# [Exercise directions]
Tally the lines containing the word "this" and give the total alone.

----- Information provided

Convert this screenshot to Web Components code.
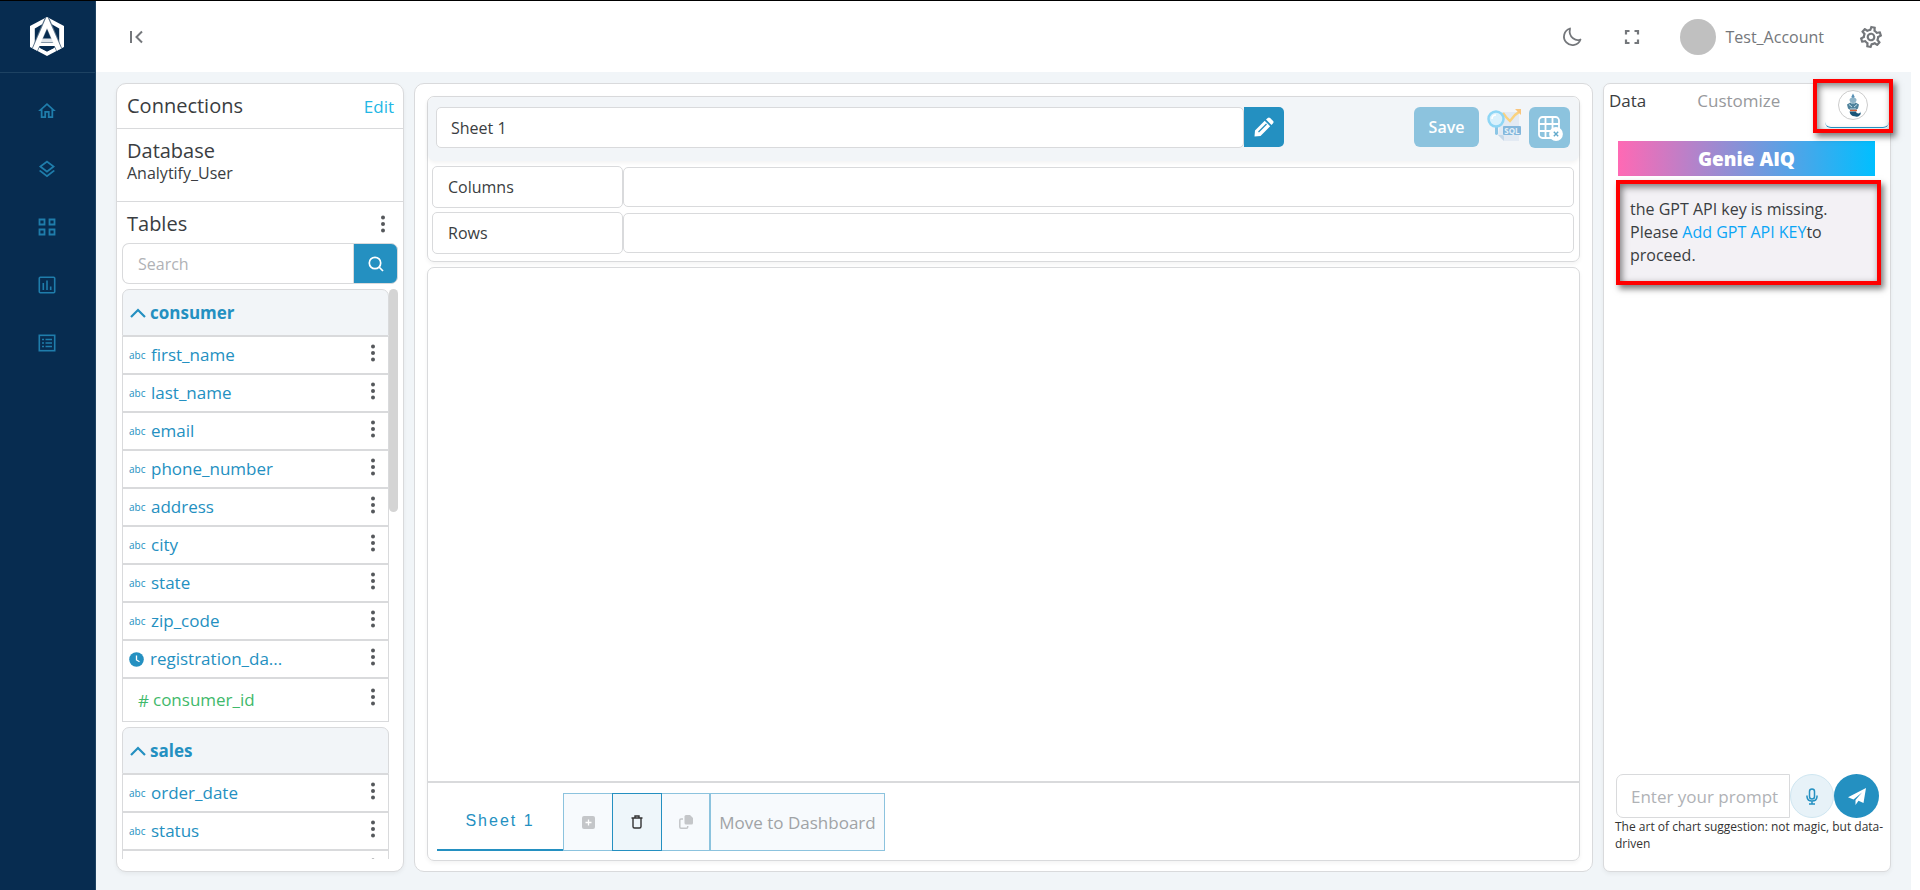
<!DOCTYPE html>
<html lang="en">
<head>
<meta charset="utf-8">
<title>Analytify – Sheet 1</title>
<style>
  html, body { margin: 0; min-height: 100vh; }
  body { font-family: "Open Sans", "Noto Sans", sans-serif; font-size: 16px; color: #3a3d41; background: #fff; }
</style>
</head>
<body>
<analytify-app></analytify-app>
<script>
const base = `
  *, *::before, *::after { box-sizing: border-box; }
  button, input { font: inherit; color: inherit; margin: 0; }
  button { cursor: pointer; padding: 0; border: 0; background: none; display: flex; align-items: center; justify-content: center; }
  a { text-decoration: none; }
  svg { display: block; }
`;
function define(name, css, html) {
  customElements.define(name, class extends HTMLElement {
    constructor() {
      super();
      const root = this.attachShadow({ mode: 'open' });
      const t = document.createElement('template');
      t.innerHTML = `<style>${base}${css}</style>${typeof html === 'function' ? html(this) : html}`;
      root.append(t.content.cloneNode(true));
    }
  });
}

define('kebab-button', `
  :host { display: block; }
  button { width: 16px; height: 20px; color: #55585c; }
`, `<button type="button" aria-label="More options"><svg width="4" height="18" viewBox="0 0 4 18" fill="currentColor"><circle cx="2" cy="2.5" r="2"/><circle cx="2" cy="9" r="2"/><circle cx="2" cy="15.5" r="2"/></svg></button>`);

define('side-nav', `
  :host { display: flex; flex-direction: column; background: #072c50; border-right: 1px solid #1d4262; }
  .logo { height: 72px; padding-right: 1px; display: flex; align-items: center; justify-content: center; border-bottom: 1px solid #1d4262; }
  nav { display: flex; flex-direction: column; align-items: center; gap: 34px; padding: 26px 1px 0 0; }
  nav a { color: #1f7dab; }
`, `
  <div class="logo"><svg width="34" height="39" viewBox="0 0 34 39"><defs><clipPath id="hex"><path d="M17 0 34 9V30L17 39 0 30V9Z"/></clipPath></defs><g clip-path="url(#hex)"><path d="M0 0h34v39H0Z" fill="#fff"/><path d="M17 4.500 29.200 11.500V28L17 34.500 4.800 28V11.500Z" fill="#072c50"/><path d="M3.500 36 17 4 30.500 36" fill="none" stroke="#5c7389" stroke-width="6.600"/><path d="M10.500 21.500h13v3.500h-13Z" fill="#dfe5eb"/><path d="M10 25.500h14l1.500 3.500h-17Z" fill="#fff"/><path d="M9.500 29.500 17 31l7.500-1.500-.5 1.500-7 3.600-7-3.600Z" fill="#072c50"/><path d="M3.500 36 17 5 30.500 36" fill="none" stroke="#fff" stroke-width="5"/></g></svg></div>
  <nav aria-label="Main">
    <a href="#home" aria-label="Home"><svg width="24" height="24" viewBox="0 0 24 24" fill="currentColor"><path d="m12 5.690 5 4.500V18h-2v-6H9v6H7v-7.810l5-4.500M12 3 2 12h3v8h6v-6h2v6h6v-8h3L12 3z" transform="translate(1.300 1.300) scale(.89)"/></svg></a>
    <a href="#sources" aria-label="Data sources"><svg width="24" height="24" viewBox="0 0 24 24" fill="currentColor"><path d="M11.990 18.540l-7.370-5.730L3 14.070l9 7 9-7-1.630-1.270zM12 16l7.360-5.730L21 9l-9-7-9 7 1.630 1.270L12 16zm0-11.470L17.740 9 12 13.470 6.260 9 12 4.530z" transform="translate(1.300 1.600) scale(.89)"/></svg></a>
    <a href="#dashboards" aria-label="Dashboards"><svg width="24" height="24" viewBox="0 0 24 24" fill="none" stroke="currentColor" stroke-width="1.800"><path d="M4.500 4.500h5v5h-5zM14.500 4.500h5v5h-5zM4.500 14.500h5v5h-5zM14.500 14.500h5v5h-5z"/></svg></a>
    <a href="#charts" aria-label="Charts"><svg width="24" height="24" viewBox="0 0 24 24" fill="none" stroke="currentColor" stroke-width="1.600"><rect x="4.300" y="4.300" width="15.400" height="15.400" rx="1"/><path d="M8.300 10v7M12 7.500V17M15.700 13.500V17"/></svg></a>
    <a href="#lists" aria-label="Lists"><svg width="24" height="24" viewBox="0 0 24 24" fill="none" stroke="currentColor" stroke-width="1.600"><rect x="4.300" y="4.300" width="15.400" height="15.400"/><path d="M7 8.500h2M7 12h2M7 15.500h2M10.500 8.500H17M10.500 12H17M10.500 15.500H17"/></svg></a>
  </nav>
`);

define('top-bar', `
  :host { display: flex; align-items: center; justify-content: space-between; height: 72px; padding: 0 37px 0 33px; background: #fff; color: #74777b; }
  .tools { display: flex; align-items: center; }
  .tools button { width: 24px; height: 24px; }
  .full { margin-left: 36px; }
  .user { display: flex; align-items: center; gap: 9px; margin: 0 35px 0 36px; }
  .avatar { width: 36px; height: 36px; border-radius: 50%; background: #c0c0c0; }
`, `
  <button type="button" aria-label="Collapse menu"><svg width="16" height="14" viewBox="0 0 16 14" fill="none" stroke="currentColor" stroke-width="2"><path d="M2 1v12M13 1.500 7.500 7 13 12.500"/></svg></button>
  <div class="tools">
    <button type="button" aria-label="Dark mode"><svg width="22" height="22" viewBox="0 0 22 22" fill="none" stroke="currentColor" stroke-width="1.800" stroke-linejoin="round"><path d="M9 2.500A8.500 8.500 0 1 0 19.500 13.500 C15.500 15.500 7 12 9 2.500Z"/></svg></button>
    <button type="button" class="full" aria-label="Full screen"><svg width="16" height="16" viewBox="0 0 16 16" fill="none" stroke="currentColor" stroke-width="2.200"><path d="M2 5.500V2h3.500M10.500 2H14v3.500M14 10.500V14h-3.500M5.500 14H2v-3.500"/></svg></button>
    <div class="user"><span class="avatar"></span><span>Test_Account</span></div>
    <button type="button" aria-label="Settings"><svg width="24" height="24" viewBox="1 1 22 22" fill="currentColor"><path d="M19.430 12.980c.04-.32.07-.64.07-.98 0-.34-.03-.66-.07-.98l2.110-1.650c.19-.15.24-.42.12-.64l-2-3.460c-.09-.16-.26-.25-.44-.25-.06 0-.12.01-.17.03l-2.490 1c-.52-.4-1.080-.73-1.690-.98l-.38-2.650C14.460 2.180 14.250 2 14 2h-4c-.25 0-.46.18-.49.42l-.38 2.650c-.61.25-1.170.59-1.690.98l-2.490-1c-.06-.02-.12-.03-.18-.03-.17 0-.34.09-.43.25l-2 3.460c-.13.22-.07.49.12.64l2.110 1.650c-.04.32-.07.65-.07.98 0 .33.03.66.07.98l-2.110 1.650c-.19.15-.24.42-.12.64l2 3.460c.09.16.26.25.44.25.06 0 .12-.01.17-.03l2.490-1c.52.4 1.080.73 1.690.98l.38 2.650c.03.24.24.42.49.42h4c.25 0 .46-.18.49-.42l.38-2.650c.61-.25 1.170-.59 1.690-.98l2.490 1c.06.02.12.03.18.03.17 0 .34-.09.43-.25l2-3.460c.12-.22.07-.49-.12-.64l-2.110-1.650zm-1.980-1.710c.04.31.05.52.05.73 0 .21-.02.43-.05.73l-.14 1.130.89.7 1.080.84-.7 1.210-1.270-.51-1.040-.42-.9.68c-.43.32-.84.56-1.250.73l-1.060.43-.16 1.130-.2 1.350h-1.400l-.19-1.350-.16-1.130-1.060-.43c-.43-.18-.83-.41-1.230-.71l-.91-.7-1.060.43-1.270.51-.7-1.210 1.080-.84.89-.7-.14-1.130c-.03-.31-.05-.54-.05-.74s.02-.43.05-.73l.14-1.130-.89-.7-1.080-.84.7-1.210 1.270.51 1.040.42.9-.68c.43-.32.84-.56 1.250-.73l1.060-.43.16-1.130.2-1.350h1.390l.19 1.350.16 1.130 1.060.43c.43.18.83.41 1.230.71l.91.7 1.060-.43 1.270-.51.7 1.210-1.070.85-.89.7.14 1.130zM12 8c-2.210 0-4 1.790-4 4s1.790 4 4 4 4-1.790 4-4-1.790-4-4-4zm0 6c-1.100 0-2-.9-2-2s.9-2 2-2 2 .9 2 2-.9 2-2 2z" transform="rotate(12 12 12)"/></svg></button>
  </div>
`);

define('field-row', `
  :host { display: flex; align-items: center; height: 38px; padding: 0 7px 0 6px; border: 1px solid #d9dadc; color: #2490c1; background: #fff; font-size: 17px; }
  :host([kind="number"]) { height: 44px; color: #3fb96b; padding-left: 15px; }
  .type { font-size: 10px; width: 22px; line-height: 20px; }
  .clock, .hash { display: none; }
  :host([kind="date"]) .clock { display: block; margin-right: 6px; }
  :host([kind="date"]) .type, :host([kind="number"]) .type, :host(:empty) .type { display: none; }
  :host([kind="number"]) .hash { display: block; margin-right: 4px; }
  .name { flex: 1; line-height: 24px; }
  kebab-button { align-self: flex-start; margin-top: 6px; }
  :host([kind="number"]) kebab-button { margin-top: 8px; }
`, `<span class="type">abc</span><svg class="clock" width="15" height="15" viewBox="0 0 15 15"><circle cx="7.500" cy="7.500" r="7.300" fill="#2490c1"/><path d="M7.500 3.500v4.500l3 1.800" fill="none" stroke="#fff" stroke-width="1.300"/></svg><span class="hash">#</span><span class="name"><slot></slot></span><kebab-button></kebab-button>`);

define('table-group', `
  :host { display: block; margin-bottom: 5px; }
  button { width: 100%; height: 47px; justify-content: flex-start; gap: 4px; padding: 0 7px; border: 1px solid #d9dadc; border-radius: 7px 7px 0 0; background: #f2f5f8; color: #2490c1; font-size: 17px; font-weight: 700; }
`, el => `<button type="button" aria-expanded="true"><svg width="16" height="10" viewBox="0 0 16 10" fill="none" stroke="currentColor" stroke-width="2.200"><path d="M1 9 8 2l7 7"/></svg><span>${el.getAttribute('name') || ''}</span></button><slot></slot>`);

define('connections-panel', `
  :host { display: flex; flex-direction: column; min-height: 0; background: #fff; border: 1px solid #d9dadc; border-radius: 10px; box-shadow: 0 2px 4px #0000000d; }
  h2 { margin: 0; font-size: 20px; line-height: 24px; font-weight: 400; }
  .head { display: flex; justify-content: space-between; align-items: center; height: 45px; padding: 0 9px 0 10px; border-bottom: 1px solid #d9dadc; }
  .head a { color: #23b7e5; font-size: 17px; }
  .db { height: 73px; padding: 10px 10px 0; border-bottom: 1px solid #d9dadc; }
  .db p { margin: 0; line-height: 20px; }
  .tables { display: flex; justify-content: space-between; align-items: center; height: 41px; padding: 3px 12px 0 10px; }
  .search { display: flex; height: 41px; margin: 0 5px 5px; }
  .search input { flex: 1; min-width: 0; border: 1px solid #d9dadc; border-right: 0; border-radius: 7px 0 0 7px; padding: 0 15px; outline: 0; background: #fff; }
  .search input::placeholder { color: #b0b2b6; opacity: 1; }
  .search button { width: 45px; background: #2490c1; border: 1px solid #d9dadc; border-radius: 0 7px 7px 0; }
  .list { flex: 1 1 0; min-height: 0; margin: 0 5px 12px; display: grid; grid-template-columns: 1fr 9px; overflow: hidden; }
  .track::before { content: ""; display: block; height: 223px; border-radius: 5px; background: #d4d4d4; }
`, `
  <div class="head"><h2>Connections</h2><a href="#edit">Edit</a></div>
  <div class="db"><h2>Database</h2><p>Analytify_User</p></div>
  <div class="tables"><h2>Tables</h2><kebab-button></kebab-button></div>
  <form class="search"><input type="search" placeholder="Search" aria-label="Search tables"><button type="button" aria-label="Search"><svg width="16" height="16" viewBox="0 0 16 16" fill="none" stroke="#fff" stroke-width="1.700"><circle cx="7" cy="7" r="5.700"/><path d="m11 11 4 4"/></svg></button></form>
  <div class="list">
    <div>
      <table-group name="consumer">
        <field-row>first_name</field-row><field-row>last_name</field-row><field-row>email</field-row><field-row>phone_number</field-row><field-row>address</field-row><field-row>city</field-row><field-row>state</field-row><field-row>zip_code</field-row><field-row kind="date">registration_da...</field-row><field-row kind="number">consumer_id</field-row>
      </table-group>
      <table-group name="sales">
        <field-row>order_date</field-row><field-row>status</field-row><field-row></field-row>
      </table-group>
    </div>
    <div class="track"></div>
  </div>
`);

define('shelf-row', `
  :host { display: grid; grid-template-columns: 191px 1fr; align-items: center; height: 42px; }
  .label { height: 42px; line-height: 40px; padding: 0 15px; border: 1px solid #d9dadc; border-radius: 5px; }
  .drop { height: 40px; border: 1px solid #d9dadc; border-radius: 5px; }
`, `<div class="label"><slot></slot></div><div class="drop"></div>`);

define('sheet-editor', `
  :host { display: flex; flex-direction: column; gap: 5px; min-width: 0; padding: 12px; padding-bottom: 10px; background: #fff; border: 1px solid #d9dadc; border-radius: 10px; }
  .card { border: 1px solid #d9dadc; border-radius: 7px; box-shadow: 0 2px 4px #0000000d; }
  .setup { height: 166px; }
  .bar { display: flex; align-items: flex-start; height: 64px; padding: 10px 9px 0 8px; background: #f2f5f8; border-radius: 7px; box-shadow: 0 2px 4px #0000000d; }
  .bar input { flex: 0 1 808px; min-width: 0; height: 41px; padding: 0 14px; border: 1px solid #d9dadc; border-radius: 5px; background: #fff; outline: 0; }
  .edit { width: 40px; height: 40px; background: #2490c1; border-radius: 0 5px 5px 0; }
  .save { width: 65px; height: 40px; margin-left: auto; background: #8cc3de; color: #fff; border-radius: 6px; font-weight: 600; }
  .sql { margin: 2px 8px 0; width: 34px; }
  .gridx { width: 41px; height: 41px; background: #8cc3de; border-radius: 6px; }
  .shelves { display: grid; gap: 4px; padding: 5px 5px 0 4px; }
  .canvas { flex: 1; display: flex; flex-direction: column; }
  .view { flex: 1; }
  .foot { height: 79px; border-top: 2px solid #d9dadc; padding: 10px 9px 0; display: flex; align-items: flex-start; }
  .foot button { height: 58px; border: 1px solid #8cc3de; background: #f7fafd; }
  .foot .tab { width: 126px; border: 0; border-bottom: 2px solid #2490c1; background: none; color: #2490c1; font-family: "Liberation Sans", sans-serif; letter-spacing: 2px; }
  .foot .add { width: 49px; border-right: 0; color: #c4c6c9; }
  .foot .del { width: 50px; border-color: #2490c1; background: #eef6fa; }
  .foot .copy { width: 48px; border-left: 0; color: #c4c6c9; }
  .foot .move { width: 175px; color: #a0a3a6; font-size: 17px; }
`, `
  <section class="card setup">
    <div class="bar">
      <input type="text" value="Sheet 1" aria-label="Sheet name">
      <button type="button" class="edit" aria-label="Rename sheet"><svg width="20" height="20" viewBox="0 0 20 20"><path d="M1 13.500 10.700 3.800l5.500 5.500L6.500 19 .5 19.500ZM12 2.500 13.700.9q1.200-1 2.400 0l3 3q1 1.200 0 2.400L17.500 8Z" fill="#fff"/><path d="M4.500 15l8-8" stroke="#2490c1" stroke-width="1.200"/></svg></button>
      <button type="button" class="save">Save</button>
      <span class="sql"><svg width="34" height="34" viewBox="0 0 34 34"><path d="M15 3H30q2 0 2 2V32H17L11 26Z" fill="#e3eaf3"/><path d="M11 26h4q2 0 2 2v4Z" fill="#c5d8e8"/><path d="M16 4l3 4 4 4 5-6 4-3" fill="none" stroke="#fad27e" stroke-width="2.400"/><path d="M28 0h6v6Z" fill="#f9c57c"/><path d="M8 16h3v9q-1.500 2-3 0Z" fill="#8cc6e6"/><circle cx="9" cy="10" r="7.500" fill="#d9f1fc" stroke="#8ed6f5" stroke-width="2.500"/><path d="M5 10q0-4 4-4" stroke="#fff" stroke-width="1.500" fill="none"/><rect x="16" y="17" width="18" height="9" rx="1" fill="#84b7dc"/><text x="25" y="24.500" text-anchor="middle" font-family="Open Sans" font-size="8" font-weight="700" fill="#e7f1f8">SQL</text></svg></span>
      <button type="button" class="gridx" aria-label="Clear table"><svg width="26" height="26" viewBox="0 0 26 26" fill="none" stroke="#fff" stroke-width="1.800"><rect x="2" y="2" width="20" height="21" rx="3.500"/><path d="M2 9h20M2 16h20M8.500 2v21M15.500 2v21"/><circle cx="19" cy="19" r="6" fill="#fff"/><path d="m16.800 16.800 4.400 4.400m0-4.400-4.400 4.400" stroke="#62a9cb" stroke-width="1.400"/></svg></button>
    </div>
    <div class="shelves"><shelf-row>Columns</shelf-row><shelf-row>Rows</shelf-row></div>
  </section>
  <section class="card canvas">
    <div class="view"></div>
    <div class="foot">
      <button type="button" class="tab">Sheet 1</button>
      <button type="button" class="add" aria-label="Add sheet"><svg width="13" height="13" viewBox="0 0 13 13"><rect width="13" height="13" rx="2" fill="currentColor"/><path d="M6.500 3.500v6M3.500 6.500h6" stroke="#fff" stroke-width="1.300"/></svg></button>
      <button type="button" class="del" aria-label="Delete sheet"><svg width="12" height="14" viewBox="0 0 12 14" fill="none" stroke="#333" stroke-width="1.400"><path d="M.5 3h11M2 3v8.500q0 1.500 1.500 1.500h5q1.500 0 1.500-1.500V3M4 3V1h4v2"/></svg></button>
      <button type="button" class="copy" aria-label="Duplicate sheet"><svg width="14" height="14" viewBox="0 0 14 14"><path d="M7 0H11l3 3v5q0 1.500-1.500 1.500H7q-1.500 0-1.500-1.500V1.500Q5.500 0 7 0Z" fill="currentColor"/><path d="M4 4H2Q.8 4 .8 5.200V12q0 1.200 1.200 1.200h5.500q1.200 0 1.200-1.200v-1" fill="none" stroke="currentColor" stroke-width="1.500"/></svg></button>
      <button type="button" class="move">Move to Dashboard</button>
    </div>
  </section>
`);

define('genie-panel', `
  :host { display: flex; flex-direction: column; min-width: 0; background: #fff; border: 1px solid #d9dadc; border-radius: 7px; box-shadow: 0 2px 4px #0000000d; }
  .tabs { position: relative; display: flex; height: 57px; padding-left: 5px; align-items: flex-start; font-size: 17px; }
  .tabs button { line-height: 24px; margin-top: 5px; }
  .tabs .custom { margin-left: 51px; color: #97999c; }
  .tabs .genie { position: absolute; top: -5px; right: -3px; margin: 0; width: 80px; height: 54px; border: 4px solid #f00; background: #fff; box-shadow: 3px 4px 6px #00000080, inset 2px 3px 7px #00000080; }
  .genie span { align-self: flex-end; width: 64px; height: 38px; margin: 0 0 1px 8px; padding-right: 9px; display: flex; justify-content: center; border-bottom: 1px solid #2490c1; border-radius: 0 0 6px 6px; }
  .banner { margin: 0 15px 4px 14px; height: 35px; line-height: 36px; text-align: center; color: #fff; font-size: 19px; font-weight: 800; background: linear-gradient(90deg, #ff69b4, #00bfff); }
  .msg { margin: 0 9px 0 12px; height: 105px; padding: 14px 10px; line-height: 23px; border: 4px solid #f00; background: #f3f1f5; box-shadow: 3px 4px 6px #00000080, inset 2px 3px 7px #00000080; }
  .msg p { margin: 0; }
  .msg a { color: #0aa5f5; }
  .prompt { display: flex; margin: auto 11px 0 12px; height: 44px; }
  .prompt input { flex: 1; min-width: 0; padding: 0 4px 0 14px; border: 1px solid #d9dadc; border-radius: 7px 0 0 7px; outline: 0; background: #fff; font-size: 17px; }
  .prompt input::placeholder { color: #b0b2b6; opacity: 1; }
  .prompt button { border-radius: 50%; }
  .mic { width: 44px; background: #e7f2f8; border: 1px solid #cfe6f1; }
  .send { width: 45px; background: #2490c1; }
  .note { margin: 0 0 0 11px; height: 53px; font-size: 12px; line-height: 17px; color: #333; }
`, `
  <div class="tabs" role="tablist">
    <button type="button" role="tab">Data</button><button type="button" role="tab" class="custom">Customize</button>
    <button type="button" role="tab" class="genie" aria-label="Genie"><span><svg width="32" height="32" viewBox="0 0 32 32"><circle cx="16" cy="15" r="14.500" fill="#fff" stroke="#ccc"/><path d="M16 3.500l1.500 3-.5 2h-2l-.5-2Z" fill="#5790b5"/><ellipse cx="16" cy="10" rx="3.500" ry="2.500" fill="#8fb4c8"/><path d="M10 14.500q6-5 12 0l-1 4-3 2h-4l-3-2Z" fill="#4f829c"/><path d="M12 14.500l3 2.500M20 14.500l-3 2.500M13 19h6M14 13h4" stroke="#c5dfea"/><path d="M13 20.500h7" stroke="#d95f35" stroke-width="1.500"/><path d="M12.500 21.500h6.500q0 2 2.500 2 2 0 1.500-2 1.500 2-.5 4t-5 .8q-4 0-5-4.800Z" fill="#195477"/></svg></span></button>
  </div>
  <div class="banner">Genie AIQ</div>
  <div class="msg"><p>the GPT API key is missing. Please <a href="#key">Add GPT API KEY</a>to proceed.</p></div>
  <form class="prompt">
    <input type="text" placeholder="Enter your prompt" aria-label="Prompt">
    <button type="button" class="mic" aria-label="Voice input"><svg width="12" height="17" viewBox="0 0 12 17" fill="none" stroke="#2490c1" stroke-width="1.500"><rect x="3.500" y="1" width="5" height="10" rx="2.500"/><path d="M1 7.500v1.300q.5 4.200 5 4.200t5-4.200V7.500M6 13v3M3 16h6"/></svg></button>
    <button type="button" class="send" aria-label="Send"><svg width="18" height="17" viewBox="0 0 18 17" fill="#fff"><path d="M18 0 15.500 15 10.500 12.800 7.500 17V12L14 4.500 5.500 11.500 0 9.300Z"/></svg></button>
  </form>
  <div class="note">The art of chart suggestion: not magic, but data-driven</div>
`);

define('analytify-app', `
  :host { display: grid; grid-template-columns: 96px 1fr; height: 100vh; min-height: 600px; border-top: 1px solid #000; box-sizing: border-box; }
  .body { display: flex; flex-direction: column; min-width: 0; min-height: 0; }
  top-bar { flex: none; height: 71px; }
  main { flex: 1; min-height: 0; display: grid; grid-template-columns: 288px 1fr 288px; grid-template-rows: minmax(0, 1fr); gap: 10px; margin-right: 9px; padding: 11px 20px 18px; background: #f1f5f8; }
`, `
  <side-nav></side-nav>
  <div class="body"><top-bar></top-bar>
  <main><connections-panel></connections-panel><sheet-editor></sheet-editor><genie-panel></genie-panel></main></div>
`);
</script>
</body>
</html>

----------

# [Full output]
3